自然の中で養った“山登りの適正”
“山の妖精”は雨が降る中でも、自信を持って5区のスタートラインに立った。
目指すのは初代“山の神”こと今井正人さんの記録・1時間9分10秒。3番目で受け取った襷を手に、城西大学4年の山本唯翔は前を走る青山学院大学・駒沢大学を追った。
降りしきる雨によって、体は徐々に冷え込んでいったが、そんな思いよりも最後の箱根駅伝を走れる喜びが上回った。
「きついというイメージよりは、憧れの舞台でもあったので、楽しかったというプラスの思いのほうが強かった。1万mのレースよりも短く感じた」
東京五輪・男子マラソン日本代表の服部勇馬と同じ新潟県十日町市出身の山本。山登りの適正はこの十日町市の自然の中で養われたという。
小学生の時は毎日、上り下りがある道を2km歩いて登下校した。また、クロスカントリースキーにも取り組み、こうした環境によって脚力が鍛えられたのではないかと笑って話す。
そんな山の申し子が箱根駅伝の5区に憧れを持ったのは自然の流れだったのかもしれない。
大学入学時 箱根駅伝は「1回でも…」
その一方で、大学入学時の思いを聞くと、予想外の答えが返ってきた。
「個人としては大学で1回でも走れればいいかなと思っていたので、ここまでなれると想定していなかった」
こう謙遜するものの、さっそく大学1年で憧れだった5区に出走。区間6位の快走で山への適正を証明して見せた。頭角を現した山本はそこから急成長を見せる。
2023年の箱根駅伝で、従来の5区の記録を更新し、“山の妖精”と名付けられた山本。2月には丸亀ハーフマラソンで1時間1分34秒を記録。8月にはユニバーシティゲームズの1万mで銅メダルを獲得した。
山だけでなく、平地での強さも身につけた山本には、大学入学時から持ち続けていたモットーがある。
「自分のモットーとして『努力する』ということを大事にしてやってきた。『努力は報われるまでやる』というのを続けてきた結果が今の結果。今まで目標を持ちながら諦めずに努力してきたことが一番の強くなれた要因なのかなと思う」
最後の箱根駅伝「記憶に残る走りできた」
大学4年間、努力し続けた山の妖精が迎えた最後の箱根駅伝。
2024年の5区にも青山学院大学の若林宏樹や創価大学の吉田響など山の猛者が集まったが、山本は区間賞を誰にも譲るつもりはなかった。
「ライバル視した選手もいるが、自分との戦いだと思っていたので、一番は前回大会の自分を超えるというのを考えながら走った」
2023年の自分を超え、山の妖精から山の神へ。
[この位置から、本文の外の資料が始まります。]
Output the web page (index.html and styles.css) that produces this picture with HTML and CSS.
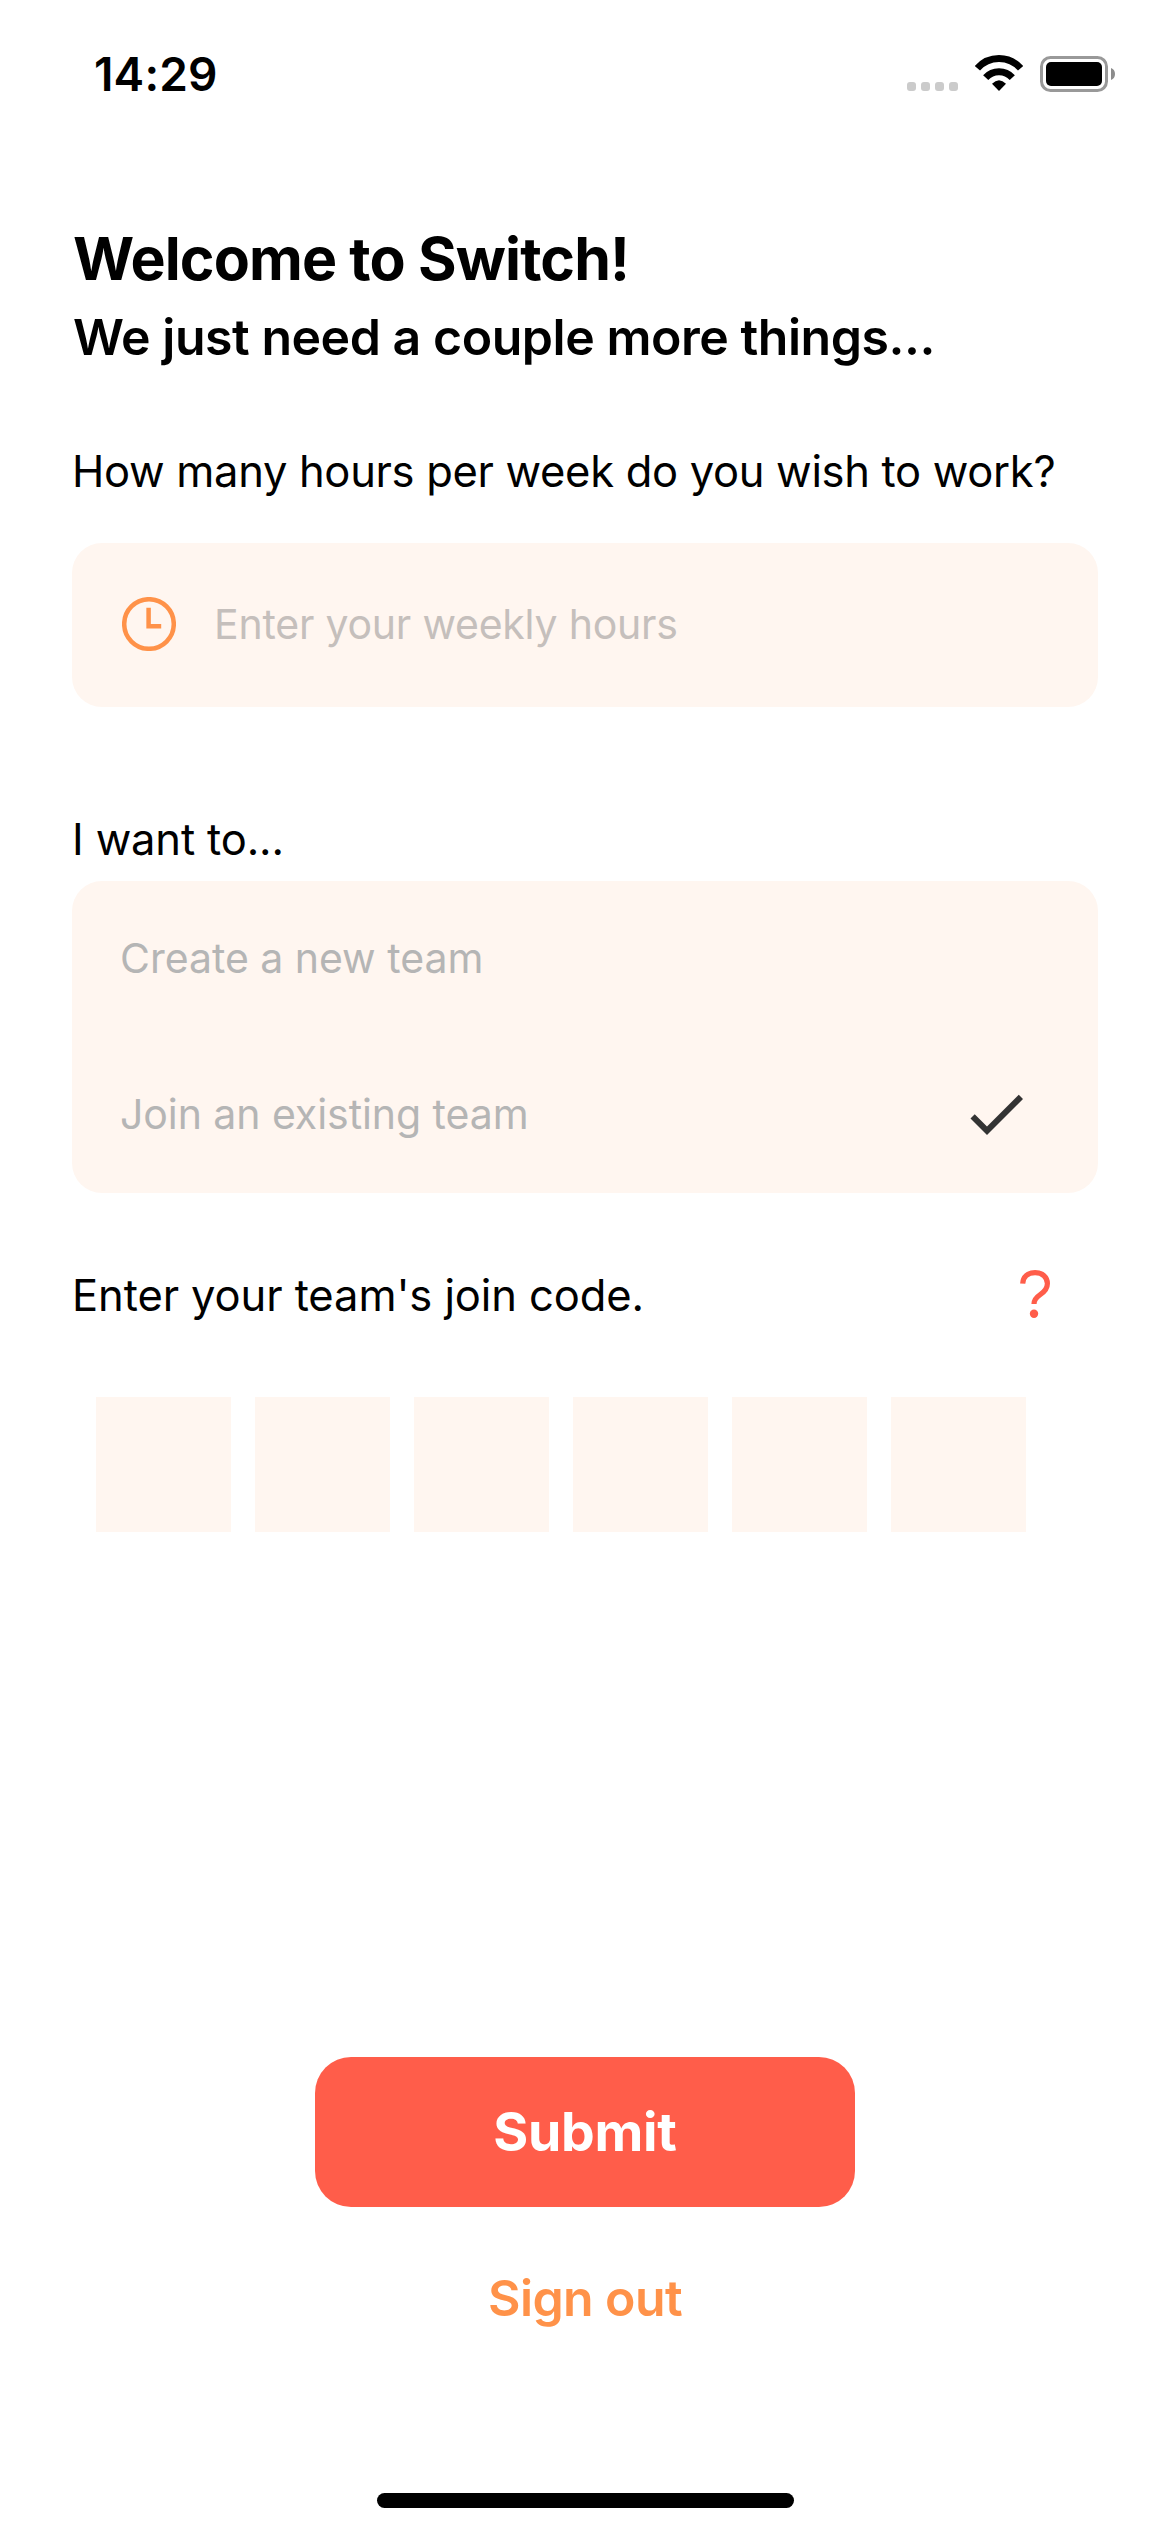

2024年も誰よりも早く山を登り切り、笑顔でゴールテープを切った。
止めた腕時計に映っていたタイムは…1時間9分14秒。2023年の自身の記録を50秒も上回る大記録だったが…「時計を止めて見たとき、今井さんの記録に4秒届いてなくて、『あ~届かなかった』というちょっと悔しさもあった」
山の神を超えることはできなかったが、自身が続けてきた努力は無駄ではなかったと胸を張った。
「みんなから『山の神でいいよ』と言われるときもあるが、今までの山の神の3人には及ばなかったなという思いはあったので…それでも山の妖精と名付けてもらえてうれしかったし、記憶に残るような走りができたので、そこまで山の神にこだわりは今はない。それ以上に今まで過去最高の往路3番でゴールできたことにうれしさがあって、出迎えくれたみんなに飛び込んだ時に涙が出た。ここまでやってきてよかったなという思いが強かった」
マラソンでオリンピックの表彰台へ!
箱根駅伝から約3週間。山本は全国男子駅伝で新潟チームのアンカーを務め、社会人の選手も多く出場する中、区間4位の走りを見せた。
山の神へのこだわりを捨てた22歳が次に見据える舞台は世界だ。「マラソンにチャレンジしたいという思いがある。地元の大先輩ではあるが、服部勇馬さんは憧れていた選手でもあるので、新潟県出身として、マラソンでオリンピックに出場して表彰台に上れるくらいまで頑張りたい」
歴代の「山の神」が成しえていないマラソンでのオリンピック出場、そして表彰台を目指し、山本は努力を続ける。